- _The request_:
Report the number of lines containing "React", with no other words.

** START Extracted information **

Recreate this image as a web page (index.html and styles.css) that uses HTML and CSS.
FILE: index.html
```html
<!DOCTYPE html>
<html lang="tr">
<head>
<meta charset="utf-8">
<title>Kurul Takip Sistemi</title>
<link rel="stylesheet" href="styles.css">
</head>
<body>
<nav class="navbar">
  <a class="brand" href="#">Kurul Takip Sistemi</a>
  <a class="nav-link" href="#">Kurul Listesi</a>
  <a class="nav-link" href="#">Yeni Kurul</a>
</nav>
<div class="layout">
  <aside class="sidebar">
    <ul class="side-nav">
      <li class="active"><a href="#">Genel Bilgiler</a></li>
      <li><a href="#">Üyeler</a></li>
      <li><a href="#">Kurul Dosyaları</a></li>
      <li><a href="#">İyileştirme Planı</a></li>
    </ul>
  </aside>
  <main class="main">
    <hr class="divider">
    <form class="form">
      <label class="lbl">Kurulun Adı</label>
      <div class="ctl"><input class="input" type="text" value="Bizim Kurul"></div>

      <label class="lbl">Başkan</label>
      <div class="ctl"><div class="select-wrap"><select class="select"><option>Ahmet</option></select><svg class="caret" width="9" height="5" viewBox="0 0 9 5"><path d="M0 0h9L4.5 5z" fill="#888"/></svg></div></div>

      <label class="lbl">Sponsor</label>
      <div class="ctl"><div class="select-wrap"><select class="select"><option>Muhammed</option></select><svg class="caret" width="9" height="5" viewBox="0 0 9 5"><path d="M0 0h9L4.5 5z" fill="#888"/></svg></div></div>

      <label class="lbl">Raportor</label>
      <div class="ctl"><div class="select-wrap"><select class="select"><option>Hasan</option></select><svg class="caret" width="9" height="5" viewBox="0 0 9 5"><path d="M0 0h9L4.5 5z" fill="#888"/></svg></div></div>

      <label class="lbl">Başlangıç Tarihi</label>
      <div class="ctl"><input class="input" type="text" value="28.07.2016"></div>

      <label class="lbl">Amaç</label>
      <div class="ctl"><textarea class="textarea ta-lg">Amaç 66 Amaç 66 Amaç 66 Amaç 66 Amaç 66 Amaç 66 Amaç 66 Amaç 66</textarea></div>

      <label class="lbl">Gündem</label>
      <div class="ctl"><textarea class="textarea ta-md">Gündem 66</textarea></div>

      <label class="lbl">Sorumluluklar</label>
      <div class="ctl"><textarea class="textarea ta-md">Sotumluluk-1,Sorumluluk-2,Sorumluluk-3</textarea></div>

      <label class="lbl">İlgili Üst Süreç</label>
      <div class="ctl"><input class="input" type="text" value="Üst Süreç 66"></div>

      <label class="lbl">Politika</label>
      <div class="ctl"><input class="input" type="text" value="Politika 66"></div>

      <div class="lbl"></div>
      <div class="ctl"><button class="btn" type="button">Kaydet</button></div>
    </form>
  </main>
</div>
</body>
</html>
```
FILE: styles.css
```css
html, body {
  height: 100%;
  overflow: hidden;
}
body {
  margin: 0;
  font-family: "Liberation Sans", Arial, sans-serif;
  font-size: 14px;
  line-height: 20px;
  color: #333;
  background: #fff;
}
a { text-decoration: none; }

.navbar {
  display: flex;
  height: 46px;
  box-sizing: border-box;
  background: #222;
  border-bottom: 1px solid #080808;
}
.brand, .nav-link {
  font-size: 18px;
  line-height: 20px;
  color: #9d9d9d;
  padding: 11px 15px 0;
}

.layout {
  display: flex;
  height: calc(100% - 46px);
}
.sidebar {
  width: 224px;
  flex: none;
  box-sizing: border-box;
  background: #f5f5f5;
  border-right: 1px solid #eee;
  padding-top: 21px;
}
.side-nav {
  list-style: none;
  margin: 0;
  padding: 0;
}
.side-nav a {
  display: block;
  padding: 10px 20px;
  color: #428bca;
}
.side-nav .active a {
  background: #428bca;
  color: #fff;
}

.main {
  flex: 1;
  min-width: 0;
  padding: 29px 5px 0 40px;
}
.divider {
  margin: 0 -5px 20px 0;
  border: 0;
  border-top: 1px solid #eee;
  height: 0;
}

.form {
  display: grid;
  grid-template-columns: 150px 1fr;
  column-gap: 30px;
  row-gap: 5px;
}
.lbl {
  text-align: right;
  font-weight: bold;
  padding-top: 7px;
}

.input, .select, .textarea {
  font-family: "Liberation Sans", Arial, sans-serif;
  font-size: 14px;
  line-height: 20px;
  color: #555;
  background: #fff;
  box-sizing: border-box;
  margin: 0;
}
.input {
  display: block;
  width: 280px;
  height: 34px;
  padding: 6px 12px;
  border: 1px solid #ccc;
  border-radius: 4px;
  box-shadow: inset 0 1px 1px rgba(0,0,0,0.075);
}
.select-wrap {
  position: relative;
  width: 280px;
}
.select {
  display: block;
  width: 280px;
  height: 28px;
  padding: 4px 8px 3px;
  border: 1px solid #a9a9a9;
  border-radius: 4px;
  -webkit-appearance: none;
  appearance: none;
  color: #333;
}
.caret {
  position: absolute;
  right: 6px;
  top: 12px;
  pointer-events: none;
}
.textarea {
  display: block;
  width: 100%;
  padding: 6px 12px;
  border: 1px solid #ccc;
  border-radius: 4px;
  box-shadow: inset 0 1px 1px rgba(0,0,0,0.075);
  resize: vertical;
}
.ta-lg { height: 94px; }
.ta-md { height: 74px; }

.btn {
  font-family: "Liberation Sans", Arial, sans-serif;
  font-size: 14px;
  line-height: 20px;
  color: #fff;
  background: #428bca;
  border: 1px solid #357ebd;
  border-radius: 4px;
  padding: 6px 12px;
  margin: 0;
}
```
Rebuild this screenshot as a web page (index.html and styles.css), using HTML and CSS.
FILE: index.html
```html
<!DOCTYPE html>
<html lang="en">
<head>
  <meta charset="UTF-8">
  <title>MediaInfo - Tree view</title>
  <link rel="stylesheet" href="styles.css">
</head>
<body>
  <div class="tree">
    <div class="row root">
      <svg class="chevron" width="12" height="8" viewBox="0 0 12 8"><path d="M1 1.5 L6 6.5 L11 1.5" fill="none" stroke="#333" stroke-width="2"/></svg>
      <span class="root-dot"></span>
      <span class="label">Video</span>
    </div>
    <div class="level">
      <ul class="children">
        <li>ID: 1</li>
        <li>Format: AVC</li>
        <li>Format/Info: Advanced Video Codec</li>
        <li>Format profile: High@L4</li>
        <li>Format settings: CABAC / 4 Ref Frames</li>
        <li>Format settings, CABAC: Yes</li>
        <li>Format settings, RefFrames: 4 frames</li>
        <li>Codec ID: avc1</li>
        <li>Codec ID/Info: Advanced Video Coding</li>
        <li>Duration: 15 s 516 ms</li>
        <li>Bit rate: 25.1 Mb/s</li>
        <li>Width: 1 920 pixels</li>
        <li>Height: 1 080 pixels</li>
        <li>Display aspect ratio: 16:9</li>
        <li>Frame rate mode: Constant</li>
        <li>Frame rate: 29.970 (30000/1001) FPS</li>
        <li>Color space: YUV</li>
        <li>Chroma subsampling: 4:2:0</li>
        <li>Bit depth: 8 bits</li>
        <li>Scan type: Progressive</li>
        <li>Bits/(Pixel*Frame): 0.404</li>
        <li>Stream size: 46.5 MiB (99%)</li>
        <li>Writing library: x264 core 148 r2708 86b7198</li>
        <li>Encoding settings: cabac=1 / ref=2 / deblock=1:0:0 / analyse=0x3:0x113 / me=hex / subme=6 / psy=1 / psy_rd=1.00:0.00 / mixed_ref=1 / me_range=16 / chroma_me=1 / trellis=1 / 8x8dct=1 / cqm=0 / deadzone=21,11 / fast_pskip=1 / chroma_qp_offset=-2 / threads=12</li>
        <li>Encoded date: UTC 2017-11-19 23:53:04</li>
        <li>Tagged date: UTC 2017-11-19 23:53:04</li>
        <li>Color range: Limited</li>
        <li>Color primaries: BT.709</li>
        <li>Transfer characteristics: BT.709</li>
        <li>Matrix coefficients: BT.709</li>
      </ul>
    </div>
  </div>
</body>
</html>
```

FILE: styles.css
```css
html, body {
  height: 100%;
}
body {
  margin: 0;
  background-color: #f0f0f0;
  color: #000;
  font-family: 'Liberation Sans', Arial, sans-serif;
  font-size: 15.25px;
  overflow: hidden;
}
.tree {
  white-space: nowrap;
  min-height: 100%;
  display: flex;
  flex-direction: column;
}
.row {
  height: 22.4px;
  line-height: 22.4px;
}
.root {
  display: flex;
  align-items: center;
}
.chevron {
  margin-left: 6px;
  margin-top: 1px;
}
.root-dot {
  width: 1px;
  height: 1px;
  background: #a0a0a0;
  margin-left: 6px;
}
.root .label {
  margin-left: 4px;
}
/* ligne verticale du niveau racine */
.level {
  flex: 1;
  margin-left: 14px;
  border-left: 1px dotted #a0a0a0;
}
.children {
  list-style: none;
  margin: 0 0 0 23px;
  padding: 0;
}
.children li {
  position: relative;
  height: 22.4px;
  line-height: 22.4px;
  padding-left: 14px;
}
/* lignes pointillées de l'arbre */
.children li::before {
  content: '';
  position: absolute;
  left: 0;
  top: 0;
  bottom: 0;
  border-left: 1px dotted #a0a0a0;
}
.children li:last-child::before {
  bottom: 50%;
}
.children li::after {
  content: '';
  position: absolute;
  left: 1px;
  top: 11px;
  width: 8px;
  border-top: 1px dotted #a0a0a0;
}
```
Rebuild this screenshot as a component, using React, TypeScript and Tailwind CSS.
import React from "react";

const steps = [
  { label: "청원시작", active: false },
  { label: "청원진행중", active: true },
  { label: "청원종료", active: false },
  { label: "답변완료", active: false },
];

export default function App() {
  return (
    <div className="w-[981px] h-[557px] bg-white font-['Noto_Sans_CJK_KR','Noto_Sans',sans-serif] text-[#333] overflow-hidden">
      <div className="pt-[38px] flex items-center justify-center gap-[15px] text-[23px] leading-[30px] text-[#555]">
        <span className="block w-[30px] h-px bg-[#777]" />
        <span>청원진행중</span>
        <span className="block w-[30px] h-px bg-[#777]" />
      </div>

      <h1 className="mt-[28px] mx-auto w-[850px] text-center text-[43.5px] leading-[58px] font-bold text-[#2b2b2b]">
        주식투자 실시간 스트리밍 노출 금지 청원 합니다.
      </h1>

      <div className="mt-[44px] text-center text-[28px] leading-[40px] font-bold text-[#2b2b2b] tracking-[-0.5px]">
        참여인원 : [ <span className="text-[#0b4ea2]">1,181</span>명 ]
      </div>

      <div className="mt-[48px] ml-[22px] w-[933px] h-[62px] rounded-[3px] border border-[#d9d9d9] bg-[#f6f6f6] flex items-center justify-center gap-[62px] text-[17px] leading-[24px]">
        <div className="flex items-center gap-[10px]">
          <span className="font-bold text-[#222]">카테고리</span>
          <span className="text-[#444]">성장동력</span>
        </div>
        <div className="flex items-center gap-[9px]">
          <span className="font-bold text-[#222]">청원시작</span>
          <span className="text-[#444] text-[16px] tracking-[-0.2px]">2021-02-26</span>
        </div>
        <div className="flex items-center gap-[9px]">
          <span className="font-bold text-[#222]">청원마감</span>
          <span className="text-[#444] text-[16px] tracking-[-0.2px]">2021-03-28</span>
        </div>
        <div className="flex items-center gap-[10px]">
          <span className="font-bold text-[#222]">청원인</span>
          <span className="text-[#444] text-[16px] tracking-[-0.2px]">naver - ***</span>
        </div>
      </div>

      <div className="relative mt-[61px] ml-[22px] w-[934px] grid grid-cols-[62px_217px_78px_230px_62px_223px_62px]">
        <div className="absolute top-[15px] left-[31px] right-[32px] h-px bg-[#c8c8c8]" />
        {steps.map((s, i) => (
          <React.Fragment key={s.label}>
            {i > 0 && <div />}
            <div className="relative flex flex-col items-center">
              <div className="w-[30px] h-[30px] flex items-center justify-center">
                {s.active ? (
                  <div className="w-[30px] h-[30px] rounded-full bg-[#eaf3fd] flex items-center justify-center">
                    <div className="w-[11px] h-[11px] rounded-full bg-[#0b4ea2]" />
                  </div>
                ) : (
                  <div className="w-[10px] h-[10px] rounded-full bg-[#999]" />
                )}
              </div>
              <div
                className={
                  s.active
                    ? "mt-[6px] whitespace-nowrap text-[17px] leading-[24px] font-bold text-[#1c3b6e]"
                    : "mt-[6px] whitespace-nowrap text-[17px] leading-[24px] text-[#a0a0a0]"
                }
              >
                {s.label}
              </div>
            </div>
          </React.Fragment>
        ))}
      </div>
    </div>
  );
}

** END Extracted information **

- _In response_:
4